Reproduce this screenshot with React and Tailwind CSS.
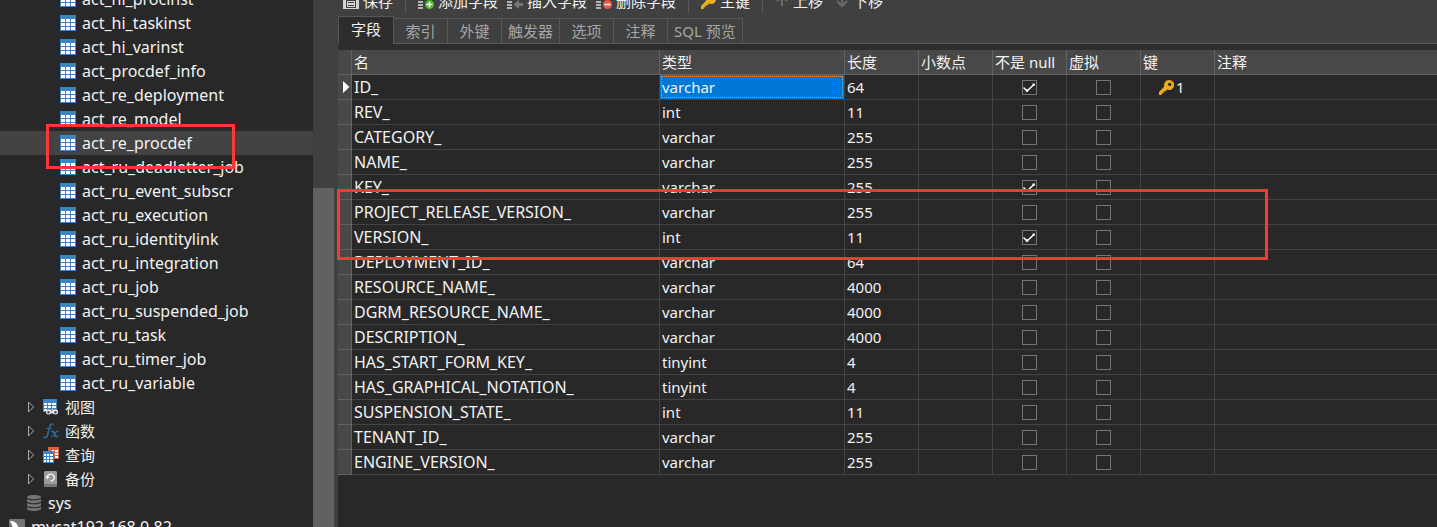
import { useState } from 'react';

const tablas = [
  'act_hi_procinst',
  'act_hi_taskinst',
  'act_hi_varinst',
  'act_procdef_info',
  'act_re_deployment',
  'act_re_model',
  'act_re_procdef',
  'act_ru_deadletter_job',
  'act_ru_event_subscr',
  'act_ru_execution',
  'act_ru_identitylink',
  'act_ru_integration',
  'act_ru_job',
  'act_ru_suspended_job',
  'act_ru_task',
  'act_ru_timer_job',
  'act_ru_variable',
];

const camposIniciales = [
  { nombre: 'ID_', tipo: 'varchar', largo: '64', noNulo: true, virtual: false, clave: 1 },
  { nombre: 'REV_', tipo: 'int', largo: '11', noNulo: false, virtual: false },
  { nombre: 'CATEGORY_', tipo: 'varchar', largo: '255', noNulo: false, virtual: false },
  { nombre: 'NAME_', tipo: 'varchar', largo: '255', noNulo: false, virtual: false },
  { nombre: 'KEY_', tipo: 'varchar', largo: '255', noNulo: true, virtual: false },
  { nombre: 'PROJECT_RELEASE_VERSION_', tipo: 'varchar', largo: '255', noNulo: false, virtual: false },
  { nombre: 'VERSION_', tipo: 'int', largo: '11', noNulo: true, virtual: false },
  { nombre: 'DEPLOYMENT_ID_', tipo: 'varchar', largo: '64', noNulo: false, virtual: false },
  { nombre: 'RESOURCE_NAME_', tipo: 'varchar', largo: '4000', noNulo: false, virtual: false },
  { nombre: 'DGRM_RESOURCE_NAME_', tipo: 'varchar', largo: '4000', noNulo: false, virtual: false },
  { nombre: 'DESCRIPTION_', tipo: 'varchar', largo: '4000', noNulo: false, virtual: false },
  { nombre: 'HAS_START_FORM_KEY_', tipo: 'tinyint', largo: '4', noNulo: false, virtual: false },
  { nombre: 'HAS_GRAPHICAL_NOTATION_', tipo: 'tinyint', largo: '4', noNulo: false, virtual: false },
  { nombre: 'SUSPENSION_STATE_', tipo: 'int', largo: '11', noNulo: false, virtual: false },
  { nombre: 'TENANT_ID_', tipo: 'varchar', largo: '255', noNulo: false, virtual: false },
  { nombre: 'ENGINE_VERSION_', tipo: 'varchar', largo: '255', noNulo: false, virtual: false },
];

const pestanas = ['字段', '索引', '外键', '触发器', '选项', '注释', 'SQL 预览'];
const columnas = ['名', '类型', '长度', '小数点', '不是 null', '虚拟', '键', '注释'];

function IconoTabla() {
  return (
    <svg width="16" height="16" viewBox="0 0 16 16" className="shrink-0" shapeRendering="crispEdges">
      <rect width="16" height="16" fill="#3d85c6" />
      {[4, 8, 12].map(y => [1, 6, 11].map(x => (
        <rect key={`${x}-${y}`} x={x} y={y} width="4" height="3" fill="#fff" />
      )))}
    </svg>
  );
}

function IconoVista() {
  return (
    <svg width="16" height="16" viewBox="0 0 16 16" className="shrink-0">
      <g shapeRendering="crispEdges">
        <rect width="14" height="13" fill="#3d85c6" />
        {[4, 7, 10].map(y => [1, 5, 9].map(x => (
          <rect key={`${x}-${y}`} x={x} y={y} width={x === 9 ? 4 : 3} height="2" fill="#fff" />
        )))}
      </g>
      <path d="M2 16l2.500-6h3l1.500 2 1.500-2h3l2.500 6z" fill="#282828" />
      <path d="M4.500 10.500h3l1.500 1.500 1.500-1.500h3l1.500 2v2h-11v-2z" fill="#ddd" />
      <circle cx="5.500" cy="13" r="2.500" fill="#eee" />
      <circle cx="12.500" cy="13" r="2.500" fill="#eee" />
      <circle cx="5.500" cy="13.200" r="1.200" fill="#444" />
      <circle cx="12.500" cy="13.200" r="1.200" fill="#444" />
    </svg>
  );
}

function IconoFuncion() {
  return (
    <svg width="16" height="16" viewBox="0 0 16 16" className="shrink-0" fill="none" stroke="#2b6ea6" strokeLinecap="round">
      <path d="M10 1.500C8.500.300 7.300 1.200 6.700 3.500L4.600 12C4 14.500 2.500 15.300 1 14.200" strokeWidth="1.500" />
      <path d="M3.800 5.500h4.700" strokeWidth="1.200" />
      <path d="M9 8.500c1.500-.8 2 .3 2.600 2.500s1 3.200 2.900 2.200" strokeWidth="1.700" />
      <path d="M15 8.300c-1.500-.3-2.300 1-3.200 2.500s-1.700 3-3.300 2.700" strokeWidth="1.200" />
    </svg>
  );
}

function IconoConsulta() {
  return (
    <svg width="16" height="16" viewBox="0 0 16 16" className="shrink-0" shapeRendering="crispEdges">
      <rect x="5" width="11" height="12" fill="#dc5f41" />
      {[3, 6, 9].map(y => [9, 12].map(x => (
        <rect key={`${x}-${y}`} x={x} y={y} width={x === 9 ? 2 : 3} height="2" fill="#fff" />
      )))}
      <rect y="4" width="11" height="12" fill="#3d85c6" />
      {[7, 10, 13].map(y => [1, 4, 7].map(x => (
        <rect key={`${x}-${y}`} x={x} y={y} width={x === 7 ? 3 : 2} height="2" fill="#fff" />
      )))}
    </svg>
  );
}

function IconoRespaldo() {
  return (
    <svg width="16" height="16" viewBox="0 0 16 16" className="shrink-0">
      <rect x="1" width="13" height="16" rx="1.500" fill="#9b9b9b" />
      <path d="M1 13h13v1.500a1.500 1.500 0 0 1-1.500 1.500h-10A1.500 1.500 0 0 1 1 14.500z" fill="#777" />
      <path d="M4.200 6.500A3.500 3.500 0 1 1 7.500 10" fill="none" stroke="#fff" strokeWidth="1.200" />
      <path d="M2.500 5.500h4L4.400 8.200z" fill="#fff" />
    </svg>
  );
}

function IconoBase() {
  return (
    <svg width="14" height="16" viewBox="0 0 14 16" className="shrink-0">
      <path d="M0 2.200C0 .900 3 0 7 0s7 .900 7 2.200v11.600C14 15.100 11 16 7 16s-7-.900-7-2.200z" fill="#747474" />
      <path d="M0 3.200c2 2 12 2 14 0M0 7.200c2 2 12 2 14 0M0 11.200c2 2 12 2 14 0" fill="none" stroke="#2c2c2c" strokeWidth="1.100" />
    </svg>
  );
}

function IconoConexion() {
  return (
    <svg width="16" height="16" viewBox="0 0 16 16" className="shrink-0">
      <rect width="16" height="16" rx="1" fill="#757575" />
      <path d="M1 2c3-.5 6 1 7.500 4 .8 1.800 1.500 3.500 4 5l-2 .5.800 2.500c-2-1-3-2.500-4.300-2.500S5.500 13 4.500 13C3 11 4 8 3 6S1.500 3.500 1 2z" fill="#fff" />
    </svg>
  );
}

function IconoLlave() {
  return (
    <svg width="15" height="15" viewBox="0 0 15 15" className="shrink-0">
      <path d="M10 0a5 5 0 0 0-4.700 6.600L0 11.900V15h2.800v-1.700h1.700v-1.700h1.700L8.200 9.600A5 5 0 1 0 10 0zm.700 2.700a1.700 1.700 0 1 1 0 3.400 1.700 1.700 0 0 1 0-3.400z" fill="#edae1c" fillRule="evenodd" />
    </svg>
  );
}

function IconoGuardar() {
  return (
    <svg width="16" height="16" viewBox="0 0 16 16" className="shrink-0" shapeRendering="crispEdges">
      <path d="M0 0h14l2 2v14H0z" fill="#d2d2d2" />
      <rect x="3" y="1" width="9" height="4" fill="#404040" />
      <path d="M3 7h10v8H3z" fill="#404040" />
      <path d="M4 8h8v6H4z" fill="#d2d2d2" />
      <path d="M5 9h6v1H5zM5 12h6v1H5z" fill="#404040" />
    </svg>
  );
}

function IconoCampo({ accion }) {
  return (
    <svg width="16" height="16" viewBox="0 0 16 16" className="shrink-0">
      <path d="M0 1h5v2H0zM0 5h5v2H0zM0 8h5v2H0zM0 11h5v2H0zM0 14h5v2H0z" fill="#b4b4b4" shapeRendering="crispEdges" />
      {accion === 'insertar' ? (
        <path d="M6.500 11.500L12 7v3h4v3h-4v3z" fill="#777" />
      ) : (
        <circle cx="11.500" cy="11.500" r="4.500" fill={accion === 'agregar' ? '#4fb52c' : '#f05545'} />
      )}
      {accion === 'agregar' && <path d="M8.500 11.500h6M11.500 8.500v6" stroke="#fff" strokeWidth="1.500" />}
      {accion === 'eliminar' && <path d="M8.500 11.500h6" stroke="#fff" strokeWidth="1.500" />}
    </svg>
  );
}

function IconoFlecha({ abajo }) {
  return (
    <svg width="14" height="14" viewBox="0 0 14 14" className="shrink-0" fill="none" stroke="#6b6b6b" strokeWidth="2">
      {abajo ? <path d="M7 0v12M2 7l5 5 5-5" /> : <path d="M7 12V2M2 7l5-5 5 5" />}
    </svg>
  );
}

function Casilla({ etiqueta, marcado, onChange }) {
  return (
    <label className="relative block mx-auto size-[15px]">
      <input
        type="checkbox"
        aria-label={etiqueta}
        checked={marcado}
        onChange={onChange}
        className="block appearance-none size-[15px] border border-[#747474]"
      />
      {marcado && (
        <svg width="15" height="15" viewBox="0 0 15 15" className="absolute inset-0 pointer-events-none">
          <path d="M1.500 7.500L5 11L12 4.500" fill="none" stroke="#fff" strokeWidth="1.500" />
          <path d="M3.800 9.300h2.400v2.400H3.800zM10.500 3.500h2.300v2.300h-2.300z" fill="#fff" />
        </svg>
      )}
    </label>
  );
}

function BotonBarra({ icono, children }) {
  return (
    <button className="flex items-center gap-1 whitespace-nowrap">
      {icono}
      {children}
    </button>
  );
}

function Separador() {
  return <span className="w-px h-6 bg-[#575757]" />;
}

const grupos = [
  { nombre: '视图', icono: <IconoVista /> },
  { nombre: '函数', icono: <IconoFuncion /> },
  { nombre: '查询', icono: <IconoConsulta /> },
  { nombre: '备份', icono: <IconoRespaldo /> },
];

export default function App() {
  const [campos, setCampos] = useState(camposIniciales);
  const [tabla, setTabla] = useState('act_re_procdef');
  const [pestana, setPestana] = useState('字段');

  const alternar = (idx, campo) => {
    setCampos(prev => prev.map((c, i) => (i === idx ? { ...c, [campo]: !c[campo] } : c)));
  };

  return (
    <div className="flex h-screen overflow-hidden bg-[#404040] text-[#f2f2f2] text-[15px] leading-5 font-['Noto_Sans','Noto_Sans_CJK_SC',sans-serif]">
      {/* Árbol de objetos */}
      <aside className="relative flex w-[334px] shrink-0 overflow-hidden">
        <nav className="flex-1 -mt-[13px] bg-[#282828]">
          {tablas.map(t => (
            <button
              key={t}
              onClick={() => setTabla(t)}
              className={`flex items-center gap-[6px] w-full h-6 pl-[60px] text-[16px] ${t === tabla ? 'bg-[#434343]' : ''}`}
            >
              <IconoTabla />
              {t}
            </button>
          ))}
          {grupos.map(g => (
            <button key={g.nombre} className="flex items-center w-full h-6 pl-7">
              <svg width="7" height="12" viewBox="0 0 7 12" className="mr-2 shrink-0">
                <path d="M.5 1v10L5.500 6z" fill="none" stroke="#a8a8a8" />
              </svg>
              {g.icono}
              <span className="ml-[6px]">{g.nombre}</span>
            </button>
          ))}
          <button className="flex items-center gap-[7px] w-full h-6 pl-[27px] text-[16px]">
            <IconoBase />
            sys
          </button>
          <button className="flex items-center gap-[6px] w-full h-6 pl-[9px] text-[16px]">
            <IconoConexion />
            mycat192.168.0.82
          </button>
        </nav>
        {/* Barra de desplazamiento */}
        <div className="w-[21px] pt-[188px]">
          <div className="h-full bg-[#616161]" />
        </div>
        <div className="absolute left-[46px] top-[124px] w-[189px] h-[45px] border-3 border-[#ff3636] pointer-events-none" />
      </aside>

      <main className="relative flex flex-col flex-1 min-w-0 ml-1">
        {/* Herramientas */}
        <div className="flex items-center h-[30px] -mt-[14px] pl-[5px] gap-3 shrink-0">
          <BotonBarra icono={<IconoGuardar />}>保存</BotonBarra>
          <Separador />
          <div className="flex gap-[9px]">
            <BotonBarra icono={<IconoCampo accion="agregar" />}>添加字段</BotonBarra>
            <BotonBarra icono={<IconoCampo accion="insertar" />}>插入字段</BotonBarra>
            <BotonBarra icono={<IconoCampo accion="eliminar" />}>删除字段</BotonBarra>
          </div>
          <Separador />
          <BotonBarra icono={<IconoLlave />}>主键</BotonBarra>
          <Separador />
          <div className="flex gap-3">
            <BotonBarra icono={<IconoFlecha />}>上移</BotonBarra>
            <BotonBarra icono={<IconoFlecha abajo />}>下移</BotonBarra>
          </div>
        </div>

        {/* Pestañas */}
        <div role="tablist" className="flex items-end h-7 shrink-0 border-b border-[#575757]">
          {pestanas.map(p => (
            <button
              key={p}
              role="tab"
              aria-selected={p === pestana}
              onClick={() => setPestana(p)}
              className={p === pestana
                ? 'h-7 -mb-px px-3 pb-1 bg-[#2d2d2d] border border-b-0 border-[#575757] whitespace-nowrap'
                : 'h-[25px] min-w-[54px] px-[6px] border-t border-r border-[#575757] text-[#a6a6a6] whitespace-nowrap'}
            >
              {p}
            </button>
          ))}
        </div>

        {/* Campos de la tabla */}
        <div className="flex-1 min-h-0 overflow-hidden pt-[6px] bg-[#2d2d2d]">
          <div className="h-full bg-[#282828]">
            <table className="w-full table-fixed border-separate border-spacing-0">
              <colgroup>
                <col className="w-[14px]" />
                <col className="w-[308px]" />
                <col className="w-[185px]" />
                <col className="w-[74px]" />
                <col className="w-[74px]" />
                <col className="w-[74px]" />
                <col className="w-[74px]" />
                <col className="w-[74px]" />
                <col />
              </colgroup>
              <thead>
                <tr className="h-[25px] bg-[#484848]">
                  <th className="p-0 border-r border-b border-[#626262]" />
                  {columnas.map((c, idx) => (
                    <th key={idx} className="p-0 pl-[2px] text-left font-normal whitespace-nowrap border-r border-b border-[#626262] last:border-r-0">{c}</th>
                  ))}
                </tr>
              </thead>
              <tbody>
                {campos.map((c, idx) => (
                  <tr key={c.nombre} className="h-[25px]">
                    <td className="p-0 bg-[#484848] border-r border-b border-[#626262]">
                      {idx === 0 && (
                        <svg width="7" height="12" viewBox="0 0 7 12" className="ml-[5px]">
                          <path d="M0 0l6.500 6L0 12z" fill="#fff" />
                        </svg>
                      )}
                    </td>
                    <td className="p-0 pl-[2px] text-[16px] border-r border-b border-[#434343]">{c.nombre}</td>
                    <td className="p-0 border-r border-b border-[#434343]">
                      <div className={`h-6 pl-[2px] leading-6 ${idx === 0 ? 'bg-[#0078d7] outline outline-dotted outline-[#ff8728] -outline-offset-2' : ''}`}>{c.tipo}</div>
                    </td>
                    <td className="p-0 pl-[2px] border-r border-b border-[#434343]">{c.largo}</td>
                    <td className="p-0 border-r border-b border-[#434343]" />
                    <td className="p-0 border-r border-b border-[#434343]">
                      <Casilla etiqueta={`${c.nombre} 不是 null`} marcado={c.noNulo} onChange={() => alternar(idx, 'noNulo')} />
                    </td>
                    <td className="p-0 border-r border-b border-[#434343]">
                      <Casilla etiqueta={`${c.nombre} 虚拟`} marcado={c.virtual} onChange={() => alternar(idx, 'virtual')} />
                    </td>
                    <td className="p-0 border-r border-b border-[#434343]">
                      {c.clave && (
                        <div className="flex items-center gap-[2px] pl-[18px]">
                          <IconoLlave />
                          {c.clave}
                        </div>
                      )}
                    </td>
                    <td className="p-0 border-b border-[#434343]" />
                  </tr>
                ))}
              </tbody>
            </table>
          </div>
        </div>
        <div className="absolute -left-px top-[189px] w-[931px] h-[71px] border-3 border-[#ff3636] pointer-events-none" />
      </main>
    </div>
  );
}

Task directions » Repeat the lines exactly as they stand, from the opening line of the data through the line with "const columnas = ['名', '类型', '长度', '小数点', '不是". Pictures stay out of the copy.

Answer to the exercise »
Reproduce this screenshot with React and Tailwind CSS.
import { useState } from 'react';

const tablas = [
  'act_hi_procinst',
  'act_hi_taskinst',
  'act_hi_varinst',
  'act_procdef_info',
  'act_re_deployment',
  'act_re_model',
  'act_re_procdef',
  'act_ru_deadletter_job',
  'act_ru_event_subscr',
  'act_ru_execution',
  'act_ru_identitylink',
  'act_ru_integration',
  'act_ru_job',
  'act_ru_suspended_job',
  'act_ru_task',
  'act_ru_timer_job',
  'act_ru_variable',
];

const camposIniciales = [
  { nombre: 'ID_', tipo: 'varchar', largo: '64', noNulo: true, virtual: false, clave: 1 },
  { nombre: 'REV_', tipo: 'int', largo: '11', noNulo: false, virtual: false },
  { nombre: 'CATEGORY_', tipo: 'varchar', largo: '255', noNulo: false, virtual: false },
  { nombre: 'NAME_', tipo: 'varchar', largo: '255', noNulo: false, virtual: false },
  { nombre: 'KEY_', tipo: 'varchar', largo: '255', noNulo: true, virtual: false },
  { nombre: 'PROJECT_RELEASE_VERSION_', tipo: 'varchar', largo: '255', noNulo: false, virtual: false },
  { nombre: 'VERSION_', tipo: 'int', largo: '11', noNulo: true, virtual: false },
  { nombre: 'DEPLOYMENT_ID_', tipo: 'varchar', largo: '64', noNulo: false, virtual: false },
  { nombre: 'RESOURCE_NAME_', tipo: 'varchar', largo: '4000', noNulo: false, virtual: false },
  { nombre: 'DGRM_RESOURCE_NAME_', tipo: 'varchar', largo: '4000', noNulo: false, virtual: false },
  { nombre: 'DESCRIPTION_', tipo: 'varchar', largo: '4000', noNulo: false, virtual: false },
  { nombre: 'HAS_START_FORM_KEY_', tipo: 'tinyint', largo: '4', noNulo: false, virtual: false },
  { nombre: 'HAS_GRAPHICAL_NOTATION_', tipo: 'tinyint', largo: '4', noNulo: false, virtual: false },
  { nombre: 'SUSPENSION_STATE_', tipo: 'int', largo: '11', noNulo: false, virtual: false },
  { nombre: 'TENANT_ID_', tipo: 'varchar', largo: '255', noNulo: false, virtual: false },
  { nombre: 'ENGINE_VERSION_', tipo: 'varchar', largo: '255', noNulo: false, virtual: false },
];

const pestanas = ['字段', '索引', '外键', '触发器', '选项', '注释', 'SQL 预览'];
const columnas = ['名', '类型', '长度', '小数点', '不是 null', '虚拟', '键', '注释'];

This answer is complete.